羽田空港新国際線旅客ターミナル 江戸小路。

 そうした時代背景も踏まえて、いちよし経済研究所・鮫島誠一郎主任研究員は「2011年は日本の外食がアジアを中心に海外に積極的に展開していく年になる」と予想している。

 尖閣諸島の問題をきっかけとする中国人の反日感情の盛り上がりはリスクだが、反面中国人は日本のファッション、アニメなど生活スタイルには強い憧れを抱いており、もちろん食スタイルも例外ではない。それは中国人に限ったことではなく、アジア全般に言えることだ。
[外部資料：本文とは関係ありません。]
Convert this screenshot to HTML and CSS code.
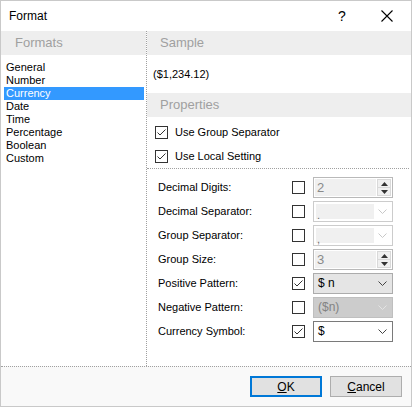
FILE: index.html
```html
<!DOCTYPE html>
<html>
<head>
<meta charset="utf-8">
<link rel="stylesheet" href="styles.css">
</head>
<body>
<div class="window">
  <div class="titlebar">
    <span class="title">Format</span>
    <span class="help">?</span>
    <span class="close"><svg width="12" height="12" viewBox="0 0 12 12"><path d="M0.5 0.5 L11.5 11.5 M11.5 0.5 L0.5 11.5" stroke="#000" stroke-width="1.1" fill="none"/></svg></span>
  </div>
  <div class="main">
    <div class="left">
      <div class="band">Formats</div>
      <ul class="list">
        <li>General</li>
        <li>Number</li>
        <li class="selected">Currency</li>
        <li>Date</li>
        <li>Time</li>
        <li>Percentage</li>
        <li>Boolean</li>
        <li>Custom</li>
      </ul>
    </div>
    <div class="right">
      <div class="band">Sample</div>
      <div class="sample">($1,234.12)</div>
      <div class="band">Properties</div>
      <div class="checks">
        <div class="check-row"><span class="cb checked"><svg width="11" height="11" viewBox="0 0 11 11"><path d="M1.5 5.5 L4 8 L9.5 2.5" stroke="#333" stroke-width="1" fill="none"/></svg></span><span>Use Group Separator</span></div>
        <div class="check-row"><span class="cb checked"><svg width="11" height="11" viewBox="0 0 11 11"><path d="M1.5 5.5 L4 8 L9.5 2.5" stroke="#333" stroke-width="1" fill="none"/></svg></span><span>Use Local Setting</span></div>
      </div>
      <div class="props">
        <span class="label">Decimal Digits:</span>
        <span class="cb"></span>
        <div class="spin">
          <span class="field">2</span>
          <span class="spinbtns">
            <span class="sb"><svg width="7" height="4" viewBox="0 0 7 4"><path d="M0 4 L3.5 0 L7 4 Z" fill="#333"/></svg></span>
            <span class="sb"><svg width="7" height="4" viewBox="0 0 7 4"><path d="M0 0 L3.5 4 L7 0 Z" fill="#333"/></svg></span>
          </span>
        </div>

        <span class="label">Decimal Separator:</span>
        <span class="cb"></span>
        <div class="combo disabled-light">
          <span class="field">.</span>
          <span class="chev"><svg width="9" height="5" viewBox="0 0 9 5"><path d="M0.5 0.5 L4.5 4.5 L8.5 0.5" stroke="#c8c8c8" fill="none"/></svg></span>
        </div>

        <span class="label">Group Separator:</span>
        <span class="cb"></span>
        <div class="combo disabled-light">
          <span class="field">,</span>
          <span class="chev"><svg width="9" height="5" viewBox="0 0 9 5"><path d="M0.5 0.5 L4.5 4.5 L8.5 0.5" stroke="#c8c8c8" fill="none"/></svg></span>
        </div>

        <span class="label">Group Size:</span>
        <span class="cb"></span>
        <div class="spin">
          <span class="field">3</span>
          <span class="spinbtns">
            <span class="sb"><svg width="7" height="4" viewBox="0 0 7 4"><path d="M0 4 L3.5 0 L7 4 Z" fill="#333"/></svg></span>
            <span class="sb"><svg width="7" height="4" viewBox="0 0 7 4"><path d="M0 0 L3.5 4 L7 0 Z" fill="#333"/></svg></span>
          </span>
        </div>

        <span class="label">Positive Pattern:</span>
        <span class="cb checked"><svg width="11" height="11" viewBox="0 0 11 11"><path d="M1.5 5.5 L4 8 L9.5 2.5" stroke="#333" stroke-width="1" fill="none"/></svg></span>
        <div class="combo enabled-gray">
          <span class="value">$ n</span>
          <span class="chev"><svg width="9" height="5" viewBox="0 0 9 5"><path d="M0.5 0.5 L4.5 4.5 L8.5 0.5" stroke="#444" fill="none"/></svg></span>
        </div>

        <span class="label">Negative Pattern:</span>
        <span class="cb"></span>
        <div class="combo disabled-dark">
          <span class="value">($n)</span>
          <span class="chev"><svg width="9" height="5" viewBox="0 0 9 5"><path d="M0.5 0.5 L4.5 4.5 L8.5 0.5" stroke="#e4e4e4" fill="none"/></svg></span>
        </div>

        <span class="label">Currency Symbol:</span>
        <span class="cb checked"><svg width="11" height="11" viewBox="0 0 11 11"><path d="M1.5 5.5 L4 8 L9.5 2.5" stroke="#333" stroke-width="1" fill="none"/></svg></span>
        <div class="combo enabled-white">
          <span class="value">$</span>
          <span class="chev"><svg width="9" height="5" viewBox="0 0 9 5"><path d="M0.5 0.5 L4.5 4.5 L8.5 0.5" stroke="#444" fill="none"/></svg></span>
        </div>
      </div>
    </div>
  </div>
  <div class="footer">
    <button class="btn default"><u>O</u>K</button>
    <button class="btn"><u>C</u>ancel</button>
  </div>
</div>
</body>
</html>
```

FILE: styles.css
```css
* { box-sizing: border-box; }
html, body { margin: 0; padding: 0; background: #fff; }
body { font-family: "Liberation Sans", Arial, sans-serif; font-size: 11px; color: #000; }

.window {
  width: 412px;
  height: 407px;
  border: 1px solid #c9c9c9;
  display: flex;
  flex-direction: column;
  background: #fff;
}

.titlebar {
  height: 30px;
  display: flex;
  align-items: center;
  padding-left: 8px;
  flex: none;
}
.title { font-size: 12px; flex: 1; padding-bottom: 1px; }
.help { font-size: 14px; width: 14px; margin-right: 32px; text-align: center; }
.close { width: 12px; height: 12px; margin-right: 18px; display: flex; }

.main {
  flex: 1;
  display: grid;
  grid-template-columns: 146px 1fr;
  min-height: 0;
}

.left { border-right: 1px dotted #a0a0a0; }
.right { display: flex; flex-direction: column; }

.band {
  height: 24px;
  background: #eeeeee;
  color: #a0a0a0;
  font-size: 13px;
  line-height: 24px;
  padding-left: 14px;
}
.right .band { padding-left: 13px; }

.list {
  list-style: none;
  margin: 6px 2px 0 3px;
  padding: 0;
}
.list li {
  height: 13px;
  line-height: 13px;
  padding-left: 2px;
}
.list li.selected { background: #3399ff; color: #fff; }

.sample {
  height: 38px;
  line-height: 38px;
  padding-left: 6px;
}

.checks {
  padding: 3px 2px 0 0;
  border-bottom: 1px dotted #a0a0a0;
  margin-right: 2px;
  height: 52px;
}
.check-row {
  height: 24px;
  display: flex;
  align-items: center;
  padding-left: 8px;
  gap: 7px;
}

.cb {
  width: 13px;
  height: 13px;
  border: 1px solid #333;
  background: #fff;
  display: flex;
  align-items: center;
  justify-content: center;
}

.props {
  padding: 8px 0 0 11px;
  display: grid;
  grid-template-columns: 126px 13px 80px;
  column-gap: 8px;
  row-gap: 3px;
  grid-auto-rows: 21px;
  align-items: center;
}
.label { line-height: 21px; white-space: nowrap; }

.spin, .combo {
  height: 21px;
  display: flex;
  align-items: stretch;
  border: 1px solid #cccccc;
  background: #fff;
}
.spin { border-color: #b9b9b9; padding: 1px; }
.spin .field {
  flex: 1;
  background: #f0f0f0;
  color: #8a8a8a;
  font-size: 13px;
  line-height: 17px;
  padding-left: 2px;
}
.spinbtns {
  width: 14px;
  display: flex;
  flex-direction: column;
  border: 1px solid #d9d9d9;
  background: #f0f0f0;
  margin-left: 1px;
}
.sb {
  flex: 1;
  display: flex;
  align-items: center;
  justify-content: center;
}
.sb + .sb { border-top: 1px solid #d9d9d9; }

.combo .chev {
  width: 18px;
  display: flex;
  align-items: center;
  justify-content: center;
  padding-right: 1px;
}
.combo.disabled-light { padding: 2px 0 2px 2px; }
.combo.disabled-light .field {
  flex: 1;
  background: #f0f0f0;
  color: #6d6d6d;
  font-size: 11px;
  line-height: 22px;
  padding-left: 1px;
}
.combo .value {
  flex: 1;
  padding-left: 4px;
  font-size: 12px;
  line-height: 19px;
}
.combo.enabled-gray { background: #e5e5e5; border-color: #acacac; }
.combo.disabled-dark { background: #cccccc; border-color: #bfbfbf; }
.combo.disabled-dark .value { color: #838383; }
.combo.enabled-white { border-color: #7a7a7a; }

.footer {
  flex: none;
  height: 40px;
  border-top: 1px dotted #a0a0a0;
  background: #f9f9f9;
  display: flex;
  justify-content: flex-end;
  align-items: center;
  gap: 8px;
  padding: 0 9px 0 0;
}
.btn {
  width: 72px;
  height: 21px;
  background: #e1e1e1;
  border: 1px solid #adadad;
  font-family: "Liberation Sans", Arial, sans-serif;
  font-size: 12px;
  color: #000;
  padding: 0;
  margin: 0;
}
.btn.default { border: 2px solid #0078d7; }
```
 アジア諸国の所得は上がってきており、中国の上海、北京、香港、韓国のソウル、プサン、台湾の台北、シンガポール、タイのバンコク、マレーシアのクアラルンプールなどといった都市がまずターゲットになるだろう。

 日本料理の人気はいよいよ世界的に勢いを増しており、わざわざ「ミシュラン」が東京・横浜・鎌倉版、京都・大阪・神戸版でだてに星を連発しているわけではない。美食の国フランスの企業だけに、日本食は商売になると踏んでのものではないだろうか。

 ニューヨークを拠点とするグルメガイド「ザガットサーベイ」でも世界主要国のトップ40のレストランを国料理別に集計した場合、日本料理の人気は世界2位で、1位のフランス料理に肉薄している。

 最近は、フランスやアメリカでは日本の弁当が人気になっており、彼らなりにアレンジした「bento」を持参して出勤する人も増えている。日本人は米を食べなくなっているが彼らは逆に米を食べるようになってきており、イタリア米やカリフォルニア米が重宝されているようだ。


海外の弁当本。弁当本は書店の売れ筋。

 日本の弁当は欧米のサンドイッチと違ってバラエティーに富んだおかずが入っており、栄養バランスもいいというのが「bento」人気の理由で、「bento」本が多数出版されている。日本人が製造する弁当箱も売れており、日本に拠点を構えて弁当箱をフランスに通販して儲けているフランス人もいるほどだ。

 弁当に似た概念として外食では定食がある。また、カフェ形態ではカフェ飯もある。これらはひっくるめて輸出して面白い商材だ。こちらは欧米向け、または欧米や日本での留学、勤務経験があるアジアの富裕層が住む街向けになろうか。

 海外では日本食ブームに従って日本酒の人気も高まっていて、醸界タイムスによれば「2010年の日本酒輸出は戦後最高のペース」だという。輸出のシェアーはまだ2%に過ぎないが、当面輸出はアジアを中心に伸び続けると思われる。

 ただし、国民的な消費者のアルコール離れもあって国内の日本酒需要は前年比5〜6%減と苦戦している。根強い郷土料理、B級ご当地グルメの需要、最近伸びが目立つビストロの需要などをいかに開拓していくかが、日本酒の課題であろう。


歌舞伎町オフィシャルタウンマップ。英語、中国語、韓国語で表記。

 海外に話を戻すと、「もちろん世界一海外旅行でお金を使う中国人をはじめ、日本に来る外国人をいかに取り込むかも中長期の課題」と鮫島氏。英語、中国語、韓国語のメニューを作成したり、外国語のホームページを開設するなどやり方はいろいろあるはずだ。より望ましいのは歌舞伎町、秋葉原のように街ぐるみで取り組むことだ。